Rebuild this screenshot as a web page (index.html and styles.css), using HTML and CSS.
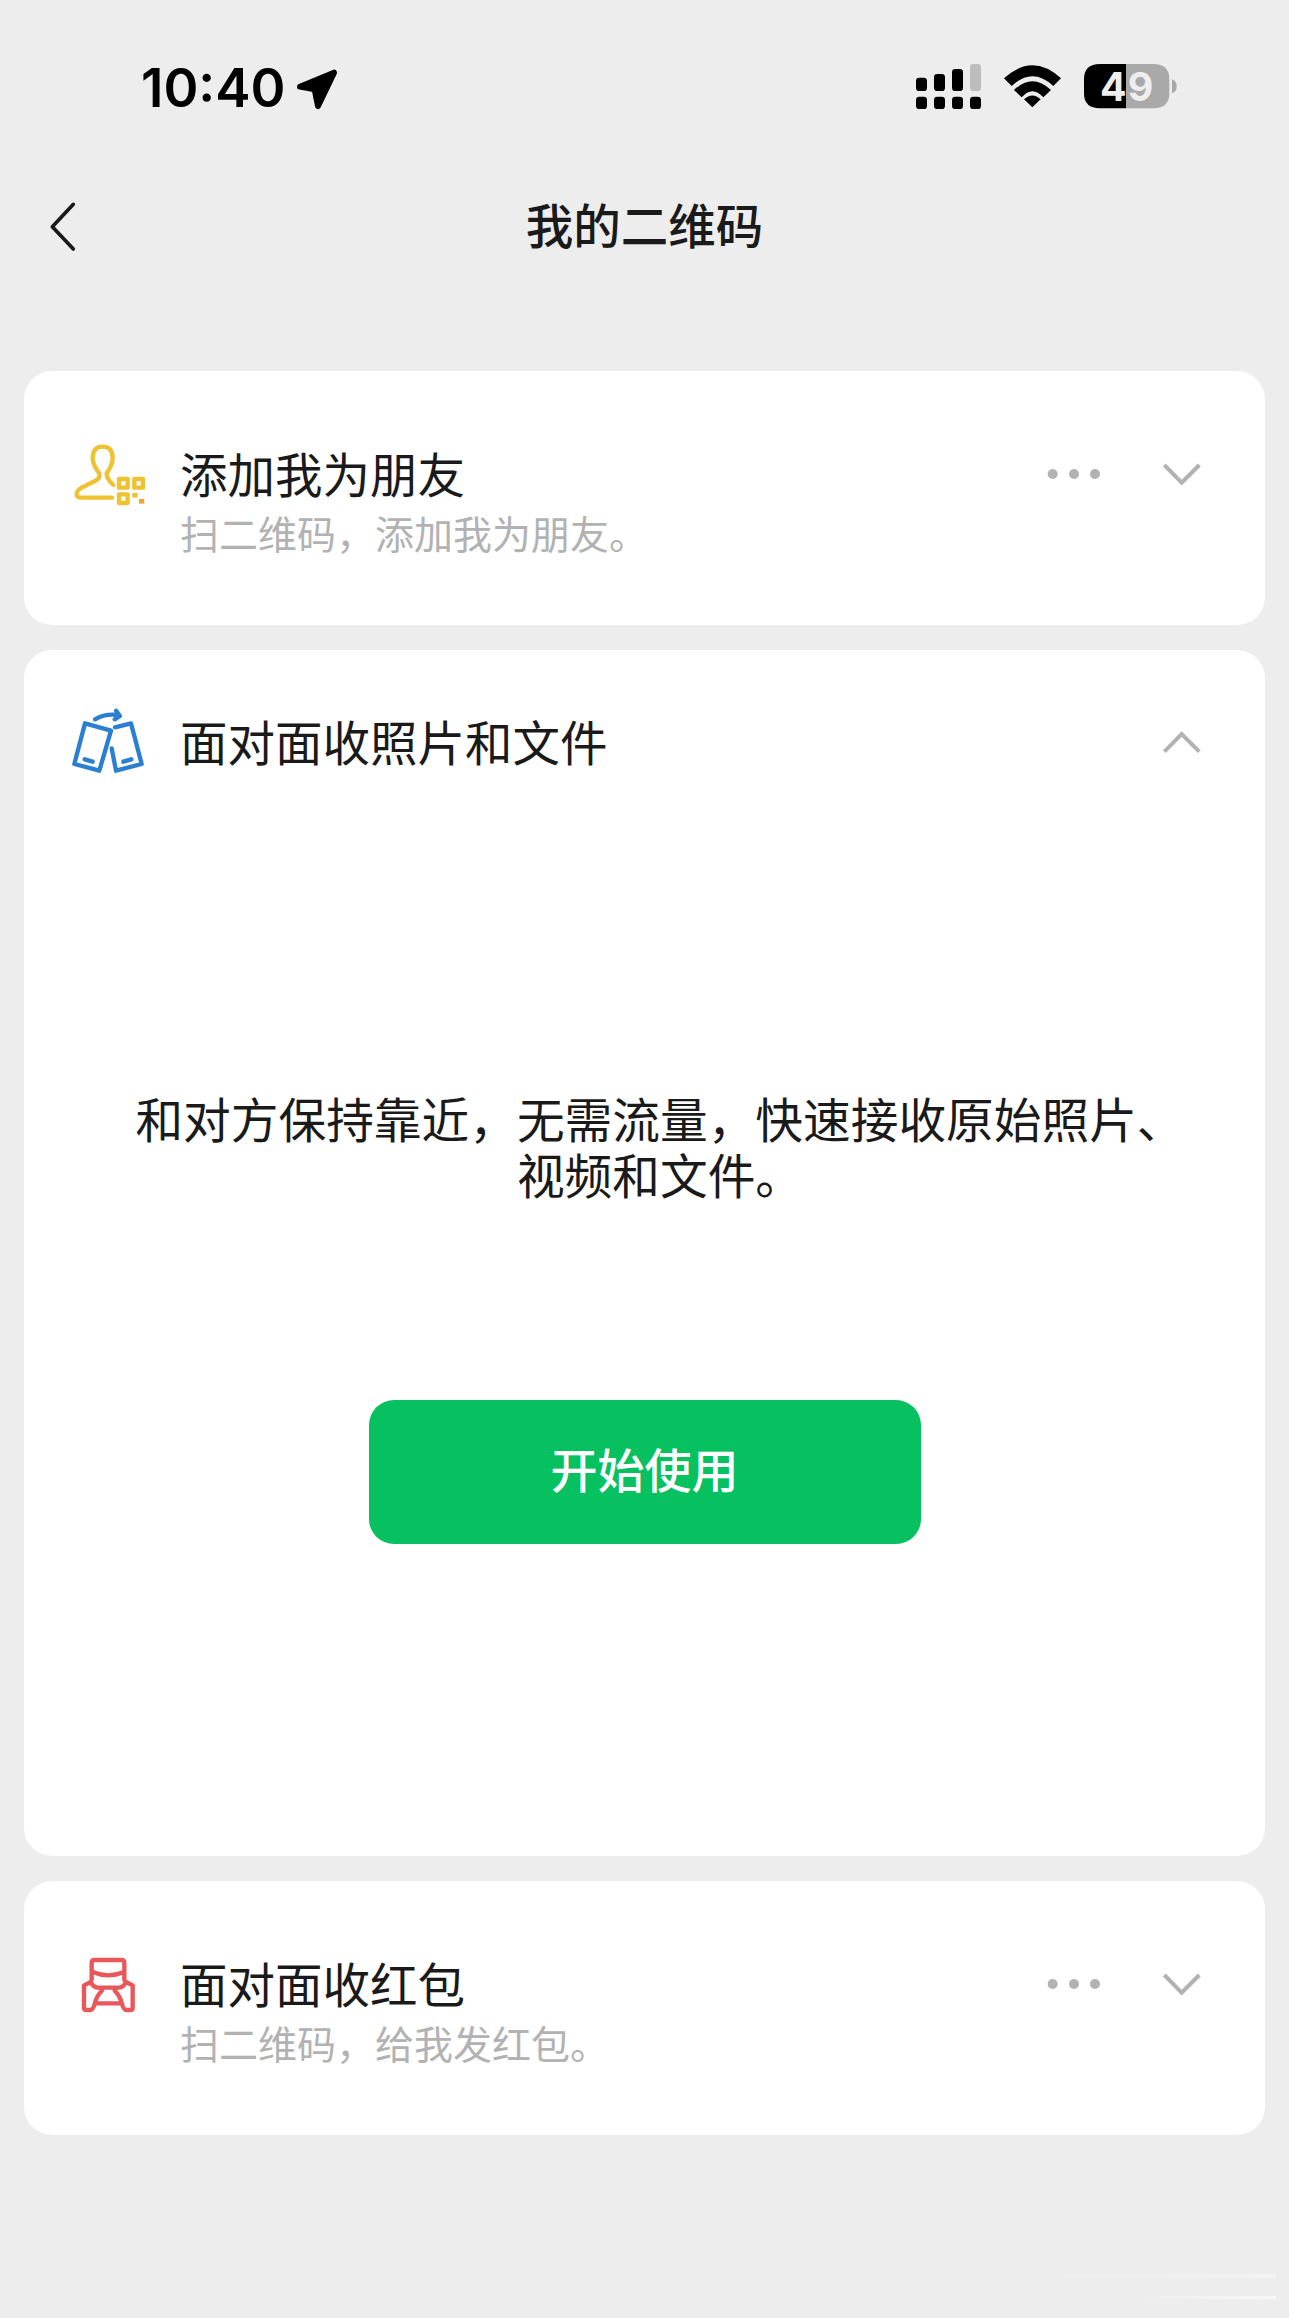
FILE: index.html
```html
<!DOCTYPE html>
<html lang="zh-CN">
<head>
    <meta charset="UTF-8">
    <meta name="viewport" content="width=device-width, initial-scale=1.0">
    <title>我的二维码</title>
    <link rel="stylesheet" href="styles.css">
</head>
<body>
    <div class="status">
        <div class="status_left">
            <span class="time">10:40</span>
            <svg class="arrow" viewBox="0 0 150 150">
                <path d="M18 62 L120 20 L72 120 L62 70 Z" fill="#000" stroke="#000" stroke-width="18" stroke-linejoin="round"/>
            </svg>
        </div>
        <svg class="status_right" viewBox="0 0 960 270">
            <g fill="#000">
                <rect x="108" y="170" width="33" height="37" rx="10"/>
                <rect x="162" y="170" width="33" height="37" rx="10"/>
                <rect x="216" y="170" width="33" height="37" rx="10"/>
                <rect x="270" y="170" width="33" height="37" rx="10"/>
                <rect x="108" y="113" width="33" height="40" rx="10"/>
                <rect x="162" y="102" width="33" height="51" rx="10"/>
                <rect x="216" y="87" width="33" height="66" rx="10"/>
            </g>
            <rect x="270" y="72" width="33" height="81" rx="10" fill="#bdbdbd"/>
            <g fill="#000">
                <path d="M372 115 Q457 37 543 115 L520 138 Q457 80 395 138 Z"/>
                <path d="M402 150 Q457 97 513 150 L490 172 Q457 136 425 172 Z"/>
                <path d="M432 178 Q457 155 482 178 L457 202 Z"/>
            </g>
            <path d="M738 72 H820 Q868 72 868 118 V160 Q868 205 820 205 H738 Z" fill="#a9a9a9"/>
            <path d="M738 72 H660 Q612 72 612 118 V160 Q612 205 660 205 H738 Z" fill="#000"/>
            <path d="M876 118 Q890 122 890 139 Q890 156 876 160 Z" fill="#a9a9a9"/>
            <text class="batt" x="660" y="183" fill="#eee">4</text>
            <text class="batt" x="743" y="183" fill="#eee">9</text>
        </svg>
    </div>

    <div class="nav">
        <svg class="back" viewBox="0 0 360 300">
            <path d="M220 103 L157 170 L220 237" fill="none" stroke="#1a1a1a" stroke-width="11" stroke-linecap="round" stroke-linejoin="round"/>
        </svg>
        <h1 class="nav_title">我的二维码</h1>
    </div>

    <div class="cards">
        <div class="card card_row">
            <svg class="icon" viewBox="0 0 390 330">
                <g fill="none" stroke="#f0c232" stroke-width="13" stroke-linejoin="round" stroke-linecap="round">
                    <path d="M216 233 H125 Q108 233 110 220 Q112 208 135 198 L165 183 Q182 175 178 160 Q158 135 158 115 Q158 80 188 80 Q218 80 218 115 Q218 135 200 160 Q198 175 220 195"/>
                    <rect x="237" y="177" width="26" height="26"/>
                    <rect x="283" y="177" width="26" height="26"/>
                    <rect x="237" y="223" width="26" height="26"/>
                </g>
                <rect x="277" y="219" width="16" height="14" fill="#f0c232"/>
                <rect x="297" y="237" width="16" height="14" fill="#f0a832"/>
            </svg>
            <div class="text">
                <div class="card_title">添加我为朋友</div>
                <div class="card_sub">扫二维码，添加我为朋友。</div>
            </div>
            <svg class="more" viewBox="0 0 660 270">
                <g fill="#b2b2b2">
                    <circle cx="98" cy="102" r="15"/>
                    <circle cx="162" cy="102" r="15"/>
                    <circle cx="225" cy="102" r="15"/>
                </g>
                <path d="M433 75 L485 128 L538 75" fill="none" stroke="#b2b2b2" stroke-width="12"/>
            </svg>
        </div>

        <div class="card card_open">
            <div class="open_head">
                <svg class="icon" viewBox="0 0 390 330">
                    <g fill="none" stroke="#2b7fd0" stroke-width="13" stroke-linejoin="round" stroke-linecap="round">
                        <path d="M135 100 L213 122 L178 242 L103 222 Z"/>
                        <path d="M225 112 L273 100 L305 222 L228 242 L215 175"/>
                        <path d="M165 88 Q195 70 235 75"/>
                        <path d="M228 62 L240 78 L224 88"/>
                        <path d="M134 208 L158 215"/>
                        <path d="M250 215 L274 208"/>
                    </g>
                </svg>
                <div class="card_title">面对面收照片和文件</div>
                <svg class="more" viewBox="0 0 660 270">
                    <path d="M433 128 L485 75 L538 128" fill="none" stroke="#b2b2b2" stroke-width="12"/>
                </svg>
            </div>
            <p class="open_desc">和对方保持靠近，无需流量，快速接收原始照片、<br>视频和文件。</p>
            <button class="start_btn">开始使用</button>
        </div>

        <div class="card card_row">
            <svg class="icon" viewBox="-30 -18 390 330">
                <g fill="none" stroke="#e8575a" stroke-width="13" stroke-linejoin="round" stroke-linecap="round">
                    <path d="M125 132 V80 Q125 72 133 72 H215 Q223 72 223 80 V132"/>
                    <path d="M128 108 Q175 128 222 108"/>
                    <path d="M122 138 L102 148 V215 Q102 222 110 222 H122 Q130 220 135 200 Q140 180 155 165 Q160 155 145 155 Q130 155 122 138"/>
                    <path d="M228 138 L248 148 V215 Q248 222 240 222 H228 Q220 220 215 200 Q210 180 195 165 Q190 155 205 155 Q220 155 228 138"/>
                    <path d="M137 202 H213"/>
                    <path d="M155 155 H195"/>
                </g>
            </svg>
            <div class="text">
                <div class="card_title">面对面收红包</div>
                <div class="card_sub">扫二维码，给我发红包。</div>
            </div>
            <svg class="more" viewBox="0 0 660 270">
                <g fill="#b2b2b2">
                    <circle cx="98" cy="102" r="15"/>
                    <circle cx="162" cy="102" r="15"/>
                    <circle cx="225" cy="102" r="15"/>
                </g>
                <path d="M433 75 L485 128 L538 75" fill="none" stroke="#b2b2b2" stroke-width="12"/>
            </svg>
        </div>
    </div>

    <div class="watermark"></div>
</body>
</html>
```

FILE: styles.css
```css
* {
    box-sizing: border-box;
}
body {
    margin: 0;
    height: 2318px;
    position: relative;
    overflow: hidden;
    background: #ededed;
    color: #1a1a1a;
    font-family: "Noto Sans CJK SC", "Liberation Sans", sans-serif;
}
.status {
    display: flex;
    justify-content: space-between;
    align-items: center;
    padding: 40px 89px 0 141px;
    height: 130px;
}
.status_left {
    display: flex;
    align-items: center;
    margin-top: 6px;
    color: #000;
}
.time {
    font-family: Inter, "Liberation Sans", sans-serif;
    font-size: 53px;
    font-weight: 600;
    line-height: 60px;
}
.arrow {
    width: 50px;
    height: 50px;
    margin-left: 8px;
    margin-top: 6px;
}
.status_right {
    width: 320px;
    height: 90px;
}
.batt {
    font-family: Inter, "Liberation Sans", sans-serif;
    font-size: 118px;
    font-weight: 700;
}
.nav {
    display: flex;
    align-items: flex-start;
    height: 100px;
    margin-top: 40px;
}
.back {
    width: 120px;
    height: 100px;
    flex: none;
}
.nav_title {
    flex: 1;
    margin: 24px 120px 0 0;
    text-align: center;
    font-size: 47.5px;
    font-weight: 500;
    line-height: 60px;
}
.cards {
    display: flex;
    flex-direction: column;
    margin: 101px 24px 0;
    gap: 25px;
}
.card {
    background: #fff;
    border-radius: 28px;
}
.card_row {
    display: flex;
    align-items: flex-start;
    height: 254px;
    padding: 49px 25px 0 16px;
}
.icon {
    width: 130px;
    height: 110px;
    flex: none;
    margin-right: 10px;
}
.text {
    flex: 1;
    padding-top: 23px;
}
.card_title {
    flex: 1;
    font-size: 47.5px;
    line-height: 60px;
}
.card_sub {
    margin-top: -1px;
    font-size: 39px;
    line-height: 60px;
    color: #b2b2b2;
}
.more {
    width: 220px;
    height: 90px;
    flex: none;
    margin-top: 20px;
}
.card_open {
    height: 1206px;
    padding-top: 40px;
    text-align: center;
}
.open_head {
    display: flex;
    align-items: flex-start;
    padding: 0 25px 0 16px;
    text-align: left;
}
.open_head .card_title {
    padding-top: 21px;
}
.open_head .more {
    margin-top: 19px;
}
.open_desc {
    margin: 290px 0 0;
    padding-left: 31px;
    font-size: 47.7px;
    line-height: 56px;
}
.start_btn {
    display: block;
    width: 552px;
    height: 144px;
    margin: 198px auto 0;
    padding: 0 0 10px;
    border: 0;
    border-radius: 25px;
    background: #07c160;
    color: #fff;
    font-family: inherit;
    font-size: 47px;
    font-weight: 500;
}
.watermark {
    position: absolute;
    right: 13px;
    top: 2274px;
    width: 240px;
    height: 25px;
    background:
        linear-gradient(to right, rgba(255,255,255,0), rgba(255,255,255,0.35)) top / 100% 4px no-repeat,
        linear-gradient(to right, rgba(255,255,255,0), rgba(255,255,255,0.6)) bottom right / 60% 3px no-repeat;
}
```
________________
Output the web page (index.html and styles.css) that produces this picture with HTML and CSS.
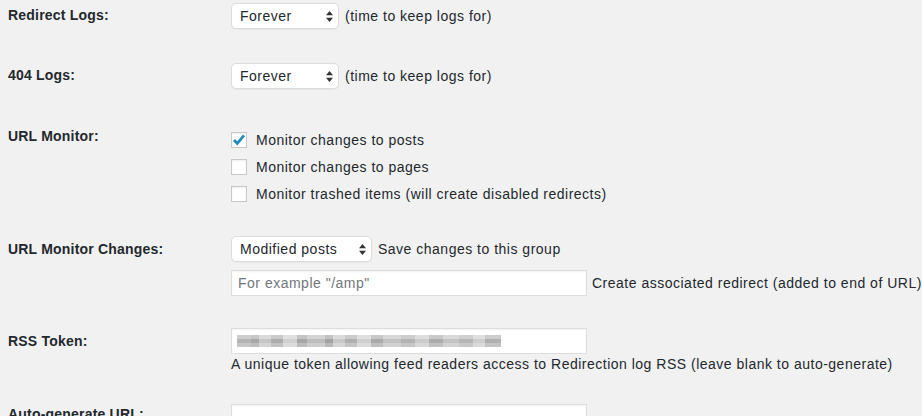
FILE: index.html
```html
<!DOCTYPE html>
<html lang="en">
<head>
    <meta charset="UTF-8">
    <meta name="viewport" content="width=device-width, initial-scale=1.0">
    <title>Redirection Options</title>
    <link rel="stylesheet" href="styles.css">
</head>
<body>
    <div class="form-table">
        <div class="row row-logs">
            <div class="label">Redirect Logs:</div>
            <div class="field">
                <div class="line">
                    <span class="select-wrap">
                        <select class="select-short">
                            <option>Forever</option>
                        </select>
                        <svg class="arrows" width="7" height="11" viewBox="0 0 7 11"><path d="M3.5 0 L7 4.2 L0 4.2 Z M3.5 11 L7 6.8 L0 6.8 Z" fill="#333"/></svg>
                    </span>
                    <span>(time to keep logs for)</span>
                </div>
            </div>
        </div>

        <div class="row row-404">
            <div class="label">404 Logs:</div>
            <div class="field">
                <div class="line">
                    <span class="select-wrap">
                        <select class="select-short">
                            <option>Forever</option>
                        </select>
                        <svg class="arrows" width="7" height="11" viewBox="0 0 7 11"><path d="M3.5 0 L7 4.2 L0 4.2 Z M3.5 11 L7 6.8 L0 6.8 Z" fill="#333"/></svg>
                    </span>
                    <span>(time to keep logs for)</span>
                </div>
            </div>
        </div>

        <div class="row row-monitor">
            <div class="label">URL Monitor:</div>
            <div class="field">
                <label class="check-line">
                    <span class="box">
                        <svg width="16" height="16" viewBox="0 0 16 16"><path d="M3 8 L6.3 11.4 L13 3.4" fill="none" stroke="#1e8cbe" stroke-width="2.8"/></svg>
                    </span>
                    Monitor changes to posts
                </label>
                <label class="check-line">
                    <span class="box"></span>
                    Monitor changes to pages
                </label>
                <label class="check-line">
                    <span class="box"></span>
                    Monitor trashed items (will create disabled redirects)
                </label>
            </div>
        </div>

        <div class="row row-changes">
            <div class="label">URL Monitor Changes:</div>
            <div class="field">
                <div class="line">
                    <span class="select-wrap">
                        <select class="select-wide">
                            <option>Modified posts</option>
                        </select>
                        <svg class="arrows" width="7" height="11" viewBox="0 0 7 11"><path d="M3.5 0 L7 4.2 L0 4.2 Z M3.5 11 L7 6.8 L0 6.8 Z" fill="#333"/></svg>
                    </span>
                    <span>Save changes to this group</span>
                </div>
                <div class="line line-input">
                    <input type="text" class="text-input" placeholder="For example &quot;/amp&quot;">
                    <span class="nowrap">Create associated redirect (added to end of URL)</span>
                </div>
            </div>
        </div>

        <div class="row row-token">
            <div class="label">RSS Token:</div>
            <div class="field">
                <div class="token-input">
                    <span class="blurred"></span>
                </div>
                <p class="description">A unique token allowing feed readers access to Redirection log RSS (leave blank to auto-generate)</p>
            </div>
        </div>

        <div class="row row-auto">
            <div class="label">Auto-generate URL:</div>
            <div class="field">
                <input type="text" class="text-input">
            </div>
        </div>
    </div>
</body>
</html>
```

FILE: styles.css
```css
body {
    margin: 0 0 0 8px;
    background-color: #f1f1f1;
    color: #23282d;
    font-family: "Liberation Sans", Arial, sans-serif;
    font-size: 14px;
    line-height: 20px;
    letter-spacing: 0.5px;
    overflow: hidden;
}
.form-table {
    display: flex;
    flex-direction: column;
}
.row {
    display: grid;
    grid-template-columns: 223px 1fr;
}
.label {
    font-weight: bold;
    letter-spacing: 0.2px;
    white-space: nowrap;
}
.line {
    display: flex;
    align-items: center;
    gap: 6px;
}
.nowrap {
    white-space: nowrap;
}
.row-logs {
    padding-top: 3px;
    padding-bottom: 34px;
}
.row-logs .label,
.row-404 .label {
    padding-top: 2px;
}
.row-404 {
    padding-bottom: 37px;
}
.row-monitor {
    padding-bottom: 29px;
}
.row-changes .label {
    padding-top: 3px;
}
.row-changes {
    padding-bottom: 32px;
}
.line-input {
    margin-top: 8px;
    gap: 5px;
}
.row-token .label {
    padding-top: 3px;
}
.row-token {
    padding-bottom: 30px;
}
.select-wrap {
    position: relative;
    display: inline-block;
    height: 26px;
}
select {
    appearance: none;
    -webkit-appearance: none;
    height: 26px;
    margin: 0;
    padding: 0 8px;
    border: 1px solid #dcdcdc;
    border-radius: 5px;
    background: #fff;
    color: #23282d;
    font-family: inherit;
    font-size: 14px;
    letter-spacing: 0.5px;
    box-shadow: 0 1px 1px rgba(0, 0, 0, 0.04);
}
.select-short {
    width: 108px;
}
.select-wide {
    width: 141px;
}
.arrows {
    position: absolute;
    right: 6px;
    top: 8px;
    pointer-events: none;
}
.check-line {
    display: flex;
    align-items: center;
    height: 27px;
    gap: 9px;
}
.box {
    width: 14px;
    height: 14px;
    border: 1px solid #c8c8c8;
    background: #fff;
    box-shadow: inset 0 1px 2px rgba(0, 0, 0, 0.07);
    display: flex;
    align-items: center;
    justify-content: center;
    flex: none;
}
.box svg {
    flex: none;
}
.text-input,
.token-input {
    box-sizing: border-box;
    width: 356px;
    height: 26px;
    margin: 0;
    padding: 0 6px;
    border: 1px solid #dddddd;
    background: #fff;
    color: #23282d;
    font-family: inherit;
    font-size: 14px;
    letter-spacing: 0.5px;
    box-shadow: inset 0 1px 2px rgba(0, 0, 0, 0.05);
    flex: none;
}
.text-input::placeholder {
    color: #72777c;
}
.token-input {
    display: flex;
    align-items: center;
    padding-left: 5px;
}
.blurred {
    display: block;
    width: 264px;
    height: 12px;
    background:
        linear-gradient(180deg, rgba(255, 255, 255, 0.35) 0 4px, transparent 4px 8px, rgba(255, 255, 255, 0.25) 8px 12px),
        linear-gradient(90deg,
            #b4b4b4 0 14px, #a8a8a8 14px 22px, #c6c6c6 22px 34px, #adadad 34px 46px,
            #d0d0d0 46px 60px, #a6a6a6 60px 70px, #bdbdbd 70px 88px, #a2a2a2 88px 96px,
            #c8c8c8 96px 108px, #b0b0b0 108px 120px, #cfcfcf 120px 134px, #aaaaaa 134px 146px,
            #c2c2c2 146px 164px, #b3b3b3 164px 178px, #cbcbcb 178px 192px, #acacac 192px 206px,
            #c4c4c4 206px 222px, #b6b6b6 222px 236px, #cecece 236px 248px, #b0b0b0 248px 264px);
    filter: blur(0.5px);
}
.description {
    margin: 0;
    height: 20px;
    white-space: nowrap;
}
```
________________
• _Exercise goal_
Go through the records and gather the lines that hold "index".

• _Answer_
Rebuild this screenshot as a web page (index.html and styles.css), using HTML and CSS.
FILE: index.html
Output the web page (index.html and styles.css) that produces this picture with HTML and CSS.
FILE: index.html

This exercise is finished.